Accommodation – (Konaklama)
The are many small or large hotels, pensions and holiday villages in the centre of Fethiye, at the nearby coves, Çalış Beach, Ovacık, Hisarönü, Ölüdeniz, Kayaköy and Göcek.
Handcrafts – (El sanatları)
Kayaköy is famous for its carpets. The wool is spun using the traditional methods, coloured with natural dyes and woven by the Kayaköy village women on workbenches locally known as İstar.
Rug making is also widespread in the villages of Fethiye. The Seydiler and Eldirek regions are particularly well known for their rugs.
The villages of Karaçuha, Esenköy and Gökben are famous for their hair-cloth weaving.
The Dastar material made from silk is unique to the villages of Fethiye Üzümlü and İncirköy.In Üzümlü you would see how it is done and from the newly founded cooperation of the village you can buy table cloths, cloths or house goods wowen from Dastar.

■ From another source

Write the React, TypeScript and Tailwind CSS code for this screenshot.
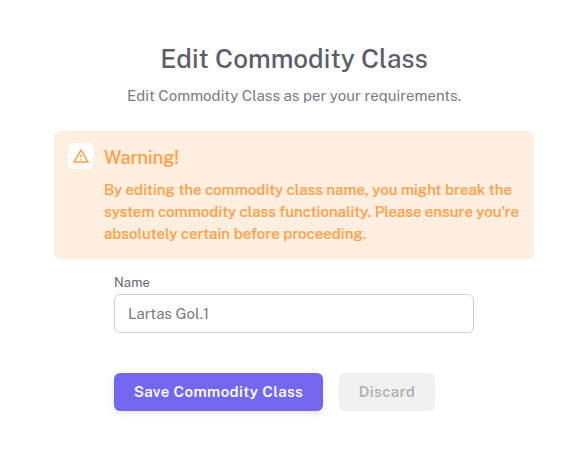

Those who go to the villages of Arsa, Bağlıağaç and Dodurga can buy wooden spoons and other tools and chests made from the wood of juniper or cedar trees and turned into works of art in the hands of masters.
In Esenköy there is earthen pottery and Günlükbaşı and Yenimahalle have woven baskets.
The Fethiye Museum
The Fethiye Museum, which should be visited ahead of or after the town tour, displays the finds from the archaeological excavations conducted in Fethiye and ancient cities in its vicinity. The museum has archaeological pieces from the Bronze, Archaic, Hellenistic, and Roman eages and ethnographic pieces from the Menteşe, Ottoman ages and more recent times. The museum is open everyday except Mondays between 08:00 and 17:00.